En el año 1995, Pérez Reverte se despepitaba a gusto y con saña contra
la propia Academia: "Lo que reprocho a la Academia es su escaso interés
en acabar con la corrupción del idioma. Toda esa vehemencia que pone en
Cataluña debiera ponerla para acabar con los leísmos y otras infamias.
La Academia lo que ha hecho siempre ha sido consagrar barbaridades a
toro pasado, nunca se ha adelantado. Y en lo de ser académico hay mucha
solemnidad. Parece que escribimos para la posteridad cuando se tiende a
no leer nada. Hay demasiada gente que con quince años nace aburrido,
solemne, pensando en la letra que ocupará en la Academia".
Desde que Pérez ingresó en ese club de los “paralíticos del Estado”
nunca se le oiría a Reverte quejarse de la Academia, achacándole
ineptitud estructural para terminar con la corrupción del verbo.

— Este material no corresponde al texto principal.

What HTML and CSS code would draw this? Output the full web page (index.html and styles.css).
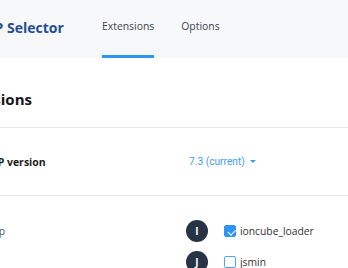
FILE: index.html
```html
<!DOCTYPE html>
<html lang="en">
  <head>
    <meta charset="UTF-8" />
    <meta name="viewport" content="width=device-width, initial-scale=1.0" />
    <title>PHP Selector</title>
    <link rel="stylesheet" href="styles.css">
  </head>

  <body>
    <div class="page">
      <header class="topbar">
        <div class="brand">PHP Selector</div>
        <nav class="tabs">
          <a class="tab active">Extensions</a>
          <a class="tab">Options</a>
        </nav>
      </header>

      <h1 class="heading">Extensions</h1>

      <div class="row version-row">
        <div class="label">PHP version</div>
        <div class="value">
          <span class="version">7.3 (current)</span>
          <span class="caret"></span>
        </div>
      </div>

      <div class="ext-list">
        <div class="ext-row">
          <div class="label plain">Setup</div>
          <div class="ext">
            <span class="letter">I</span>
            <span class="check on"></span>
            <span class="ext-name">ioncube_loader</span>
          </div>
        </div>
        <div class="ext-row">
          <div class="label plain">Json</div>
          <div class="ext">
            <span class="letter">J</span>
            <span class="check"></span>
            <span class="ext-name">jsmin</span>
          </div>
        </div>
      </div>
    </div>
  </body>
</html>
```

FILE: styles.css
```css
* {
  margin: 0;
  padding: 0;
  box-sizing: border-box;
}

body {
  font-family: "Open Sans", sans-serif;
  background: #fff;
  overflow: hidden;
}

/* page is scrolled a bit to the right */
.page {
  margin-left: -60px;
  width: 480px;
}

.topbar {
  display: flex;
  height: 58px;
  background: #f7f8fa;
}

.brand {
  flex: 0 0 162px;
  padding-left: 35px;
  display: flex;
  align-items: center;
  padding-bottom: 3px;
  font-size: 14px;
  font-weight: 700;
  color: #234d91;
}

.tabs {
  display: flex;
  gap: 27px;
}

.tab {
  display: flex;
  align-items: center;
  height: 100%;
  padding-bottom: 4px;
  border-bottom: 3px solid transparent;
  font-size: 10.4px;
  color: #3d4451;
}

.tab.active {
  border-bottom-color: #2a96f0;
}

.heading {
  padding: 31px 0 18px 11px;
  line-height: 20px;
  font-size: 15px;
  font-weight: 700;
  color: #161616;
  border-bottom: 1px solid #e8e8e8;
}

.row {
  display: flex;
  align-items: center;
}

.version-row {
  height: 68px;
  border-bottom: 1px solid #e8e8e8;
}

.label {
  flex: 0 0 246px;
  padding-left: 43px;
  font-size: 10.5px;
  font-weight: 700;
  color: #1c1c1c;
}

.label.plain {
  padding-left: 37px;
  font-weight: 400;
  color: #555;
}

.value {
  display: flex;
  align-items: center;
  padding-left: 3px;
}

.version {
  font-family: Roboto, sans-serif;
  font-size: 10.2px;
  color: #3e9cf2;
}

.caret {
  margin-left: 5px;
  border-left: 3px solid transparent;
  border-right: 3px solid transparent;
  border-top: 3px solid #3e9cf2;
}

.ext-list {
  display: flex;
  flex-direction: column;
  gap: 9px;
  padding-top: 24px;
}

.ext-row {
  display: flex;
  align-items: center;
}

.ext {
  display: flex;
  align-items: center;
}

.letter {
  width: 22px;
  height: 22px;
  border-radius: 50%;
  background: #263446;
  color: #fff;
  font-size: 10px;
  font-weight: 700;
  display: flex;
  align-items: center;
  justify-content: center;
}

.check {
  width: 12px;
  height: 12px;
  margin-left: 16px;
  border: 1.5px solid #4ea4f4;
  border-radius: 2px;
  background: #fff;
  position: relative;
}

.check.on {
  background: #2f95f0;
  border-color: #2f95f0;
}

.check.on::after {
  content: "";
  position: absolute;
  left: 2.5px;
  top: 0.5px;
  width: 6px;
  height: 3.5px;
  border-left: 1.5px solid #fff;
  border-bottom: 1.5px solid #fff;
  transform: translateY(2px) rotate(-45deg);
}

.ext-name {
  margin-left: 4px;
  font-size: 10.3px;
  color: #333;
}
```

Elemental. Lo que pondría en evidencia una virtud esencial para
ingresar en la Academia: ponerla durante un tiempo a horcajadas de
asno. Pues los académicos, que ya son viejos, reconocen en estos
bocazas a sus hermanos hipócritas semejantes. Sólo quien critica la
Academia tiene auténtica vocación de ser académico.